▶ **EXERCISE BRIEF**
Count how many lines below include the string "this", and give that number without anything else.

▶ **RECORD EXTRACTS**
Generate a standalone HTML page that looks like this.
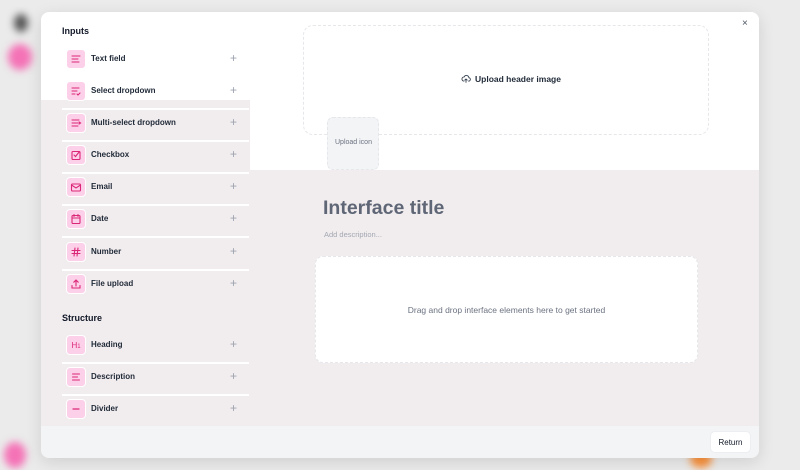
<!DOCTYPE html>
<html><head><meta charset="utf-8"><style>
*{box-sizing:border-box;margin:0;padding:0}
body{width:800px;height:470px;overflow:hidden;background:#ebebeb;font-family:"Liberation Sans",sans-serif;position:relative}
.blob{position:absolute;border-radius:50%;filter:blur(4px)}
.modal{position:absolute;left:41px;top:12px;width:718px;height:446px;border-radius:8px;overflow:hidden;background:#f1ecee;box-shadow:0 4px 16px rgba(0,0,0,.12)}
.abs{position:absolute}
.t{position:absolute;white-space:nowrap}
.row{position:absolute;left:21px;width:187px;height:32px}
.row .ic{position:absolute;left:4px;top:-1px;width:20px;height:20px;border-radius:4px;background:#fdd0ea;border:1px solid #fff;display:flex;align-items:center;justify-content:center}
.row .lb{position:absolute;left:29px;top:4px;font-size:8px;font-weight:bold;color:#1f2937}
.row .pl{position:absolute;left:168px;top:1px;font-size:12px;color:#9ca3af}
.row .ln{position:absolute;left:0;top:26px;width:187px;height:2px;background:#fff}
svg{display:block}
</style></head><body>
<div class="blob" style="left:8px;top:44px;width:24px;height:26px;background:#f472b6"></div>
<div class="blob" style="left:4px;top:442px;width:22px;height:26px;background:#f472b6"></div>
<div class="blob" style="left:14px;top:14px;width:14px;height:18px;background:#555"></div>
<div class="blob" style="left:690px;top:450px;width:22px;height:18px;background:#fb923c"></div>
<div class="modal">
  <div class="abs" style="left:0;top:0;width:718px;height:88px;background:#fff"></div>
  <div class="abs" style="left:209px;top:0;width:509px;height:158px;background:#fff"></div>
  <div class="t" style="left:21px;top:14px;font-size:9px;font-weight:bold;color:#111827">Inputs</div>
  <div class="row" style="top:38px"><div class="ic"><svg width="12" height="12" viewBox="0 0 12 12" fill="none" stroke="#db2777" stroke-width="1.1" stroke-linecap="round"><path d="M2 3h8M2 6h6M2 9h7"/></svg></div><div class="lb">Text field</div><div class="pl">+</div><div class="ln"></div></div>
  <div class="row" style="top:70px"><div class="ic"><svg width="12" height="12" viewBox="0 0 12 12" fill="none" stroke="#db2777" stroke-width="1.1" stroke-linecap="round"><path d="M2 3h7M2 6h5M2 9h3M7 9l1 1 2-2"/></svg></div><div class="lb">Select dropdown</div><div class="pl">+</div><div class="ln"></div></div>
  <div class="row" style="top:102px"><div class="ic"><svg width="12" height="12" viewBox="0 0 12 12" fill="none" stroke="#db2777" stroke-width="1.1" stroke-linecap="round"><path d="M2 3h7M2 6h6M2 9h6M9 5l1.5 1L9 7"/></svg></div><div class="lb">Multi-select dropdown</div><div class="pl">+</div><div class="ln"></div></div>
  <div class="row" style="top:134px"><div class="ic"><svg width="12" height="12" viewBox="0 0 12 12" fill="none" stroke="#db2777" stroke-width="1.1" stroke-linecap="round"><rect x="2" y="2.5" width="8" height="8" rx="1"/><path d="M4 6l1.5 1.5L9.5 2.5"/></svg></div><div class="lb">Checkbox</div><div class="pl">+</div><div class="ln"></div></div>
  <div class="row" style="top:166px"><div class="ic"><svg width="12" height="12" viewBox="0 0 12 12" fill="none" stroke="#db2777" stroke-width="1.1" stroke-linecap="round"><rect x="1.5" y="3" width="9" height="7" rx="1"/><path d="M1.5 4l4.5 3 4.5-3"/></svg></div><div class="lb">Email</div><div class="pl">+</div><div class="ln"></div></div>
  <div class="row" style="top:198px"><div class="ic"><svg width="12" height="12" viewBox="0 0 12 12" fill="none" stroke="#db2777" stroke-width="1.1" stroke-linecap="round"><rect x="2" y="2.5" width="8" height="8" rx="1"/><path d="M2 5h8M4 1.5v2M8 1.5v2"/></svg></div><div class="lb">Date</div><div class="pl">+</div><div class="ln"></div></div>
  <div class="row" style="top:231px"><div class="ic"><svg width="12" height="12" viewBox="0 0 12 12" fill="none" stroke="#db2777" stroke-width="1.1" stroke-linecap="round"><path d="M2 4.5h8M2 7.5h8M5 2L4 10M8 2L7 10"/></svg></div><div class="lb">Number</div><div class="pl">+</div><div class="ln"></div></div>
  <div class="row" style="top:263px"><div class="ic"><svg width="12" height="12" viewBox="0 0 12 12" fill="none" stroke="#db2777" stroke-width="1.1" stroke-linecap="round"><path d="M2 7.5V10h8V7.5M6 8V2M3.8 4.2L6 2l2.2 2.2"/></svg></div><div class="lb">File upload</div><div class="pl">+</div></div>
  <div class="t" style="left:21px;top:301px;font-size:9px;font-weight:bold;color:#111827">Structure</div>
  <div class="row" style="top:324px"><div class="ic"><span style="font-size:8px;color:#db2777">H<small style="font-size:6px">1</small></span></div><div class="lb">Heading</div><div class="pl">+</div><div class="ln"></div></div>
  <div class="row" style="top:356px"><div class="ic"><svg width="12" height="12" viewBox="0 0 12 12" fill="none" stroke="#db2777" stroke-width="1.1" stroke-linecap="round"><path d="M2.5 3h7M2.5 6h5M2.5 9h7"/></svg></div><div class="lb">Description</div><div class="pl">+</div><div class="ln"></div></div>
  <div class="row" style="top:388px"><div class="ic"><svg width="12" height="12" viewBox="0 0 12 12" fill="none" stroke="#db2777" stroke-width="1.2" stroke-linecap="round"><path d="M3 6h6"/></svg></div><div class="lb">Divider</div><div class="pl">+</div></div>

  <div class="abs" style="left:262px;top:13px;width:406px;height:110px;border:1px dashed #e5e7eb;border-radius:10px;background:#fff"></div>
  <div class="t" style="left:420px;top:62px;font-size:8.5px;font-weight:bold;color:#1f2937;display:flex;align-items:center;gap:4px"><svg width="10" height="10" viewBox="0 0 12 12" fill="none" stroke="#374151" stroke-width="1.1" stroke-linecap="round"><path d="M3.5 8.5a2.5 2.5 0 0 1 .3-5A3 3 0 0 1 9.5 4.5a2 2 0 0 1-.5 4M6 6v4M4.5 7.3L6 6l1.5 1.3"/></svg>Upload header image</div>
  <div class="abs" style="left:286px;top:105px;width:52px;height:53px;border:1px dashed #e5e7eb;border-radius:6px;background:#f3f4f6"></div>
  <div class="t" style="left:294px;top:127px;font-size:7px;color:#6b7280">Upload icon</div>
  <div class="t" style="left:282px;top:185px;font-size:19.5px;font-weight:bold;color:#5f6777">Interface title</div>
  <div class="t" style="left:283px;top:218px;font-size:7.5px;color:#a3a8b2">Add description...</div>
  <div class="abs" style="left:274px;top:244px;width:383px;height:107px;border:1.5px dashed #e5e7eb;border-radius:8px;background:#fff"></div>
  <div class="t" style="left:274px;top:293px;width:383px;text-align:center;font-size:8.5px;color:#6b7280">Drag and drop interface elements here to get started</div>
  <div class="abs" style="left:0;top:414px;width:718px;height:32px;background:#f3f4f6"></div>
  <div class="abs" style="left:669px;top:419px;width:41px;height:22px;background:#fff;border:1px solid #eceef1;border-radius:5px;font-size:8px;color:#111827;display:flex;align-items:center;justify-content:center">Return</div>
  <div class="t" style="left:701px;top:6px;font-size:10px;color:#4b5563">×</div>
</div>
</body></html>
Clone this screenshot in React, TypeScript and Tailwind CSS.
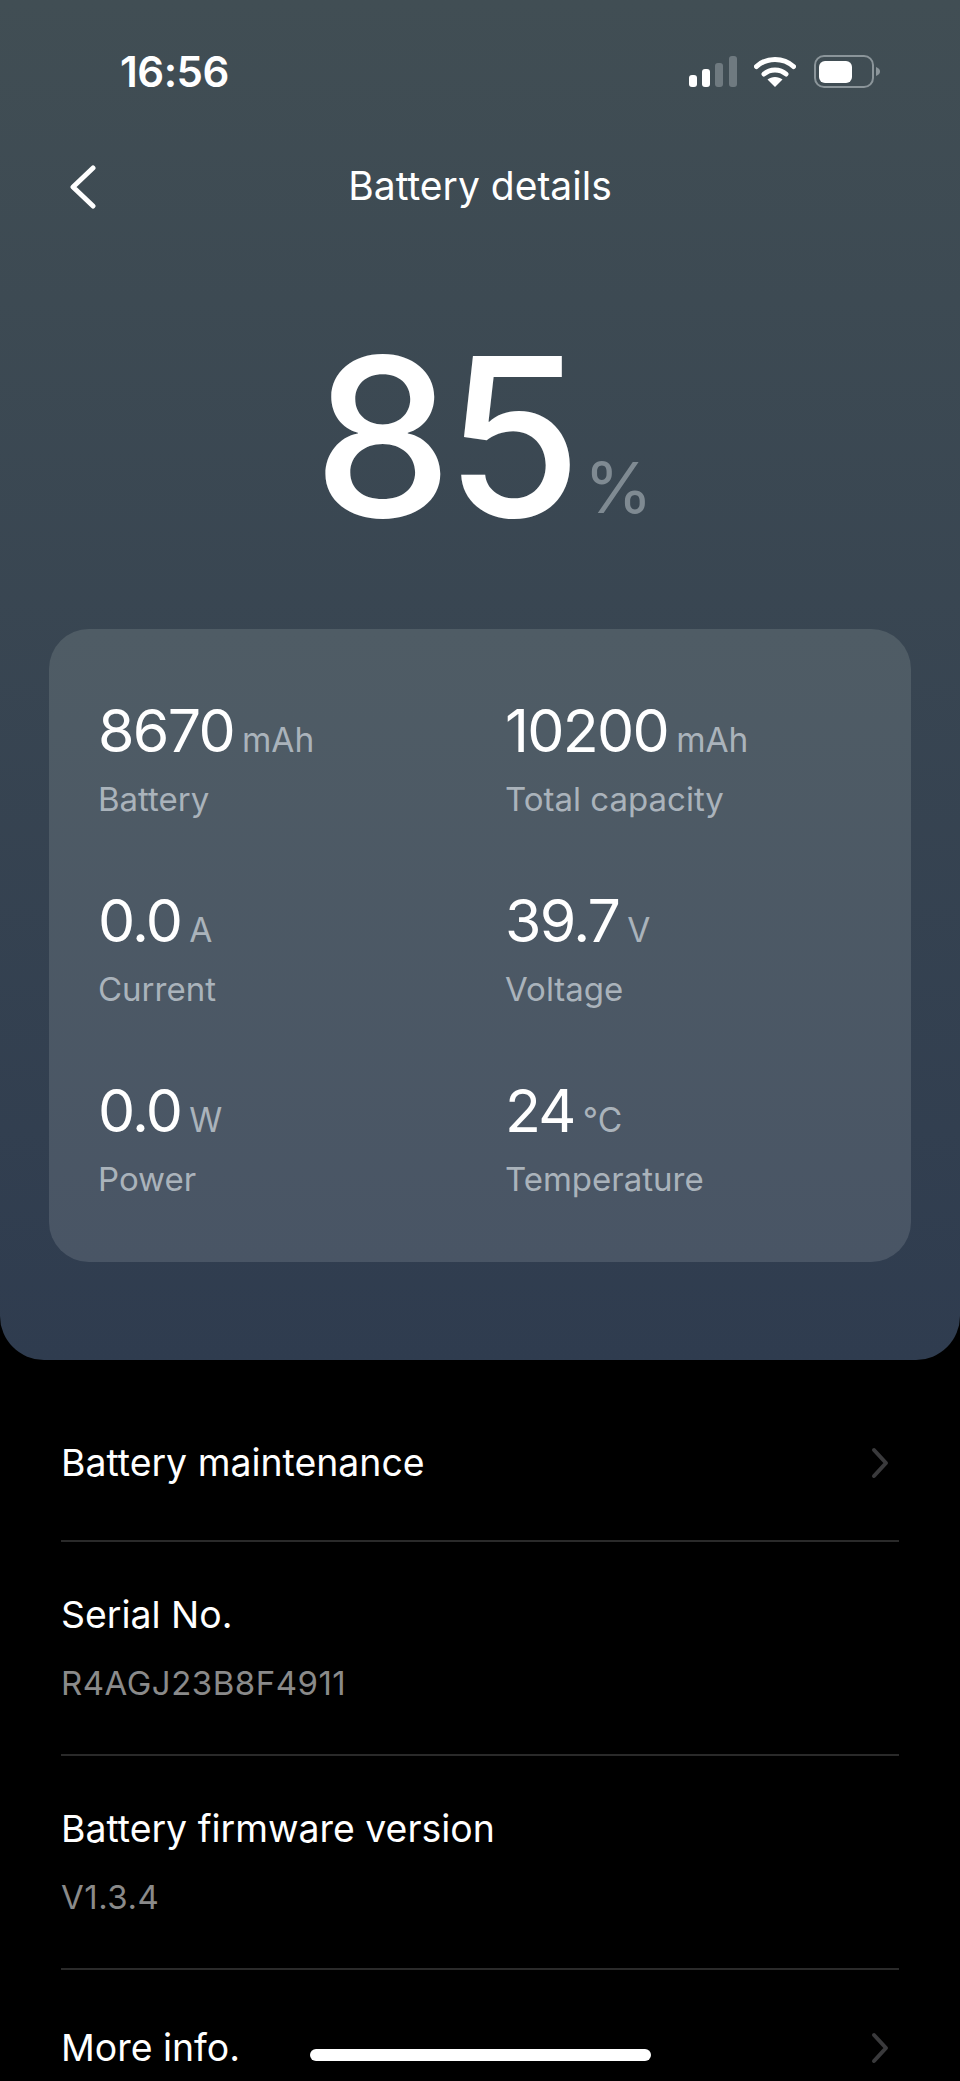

▶ **RESPONSE BELOW**
2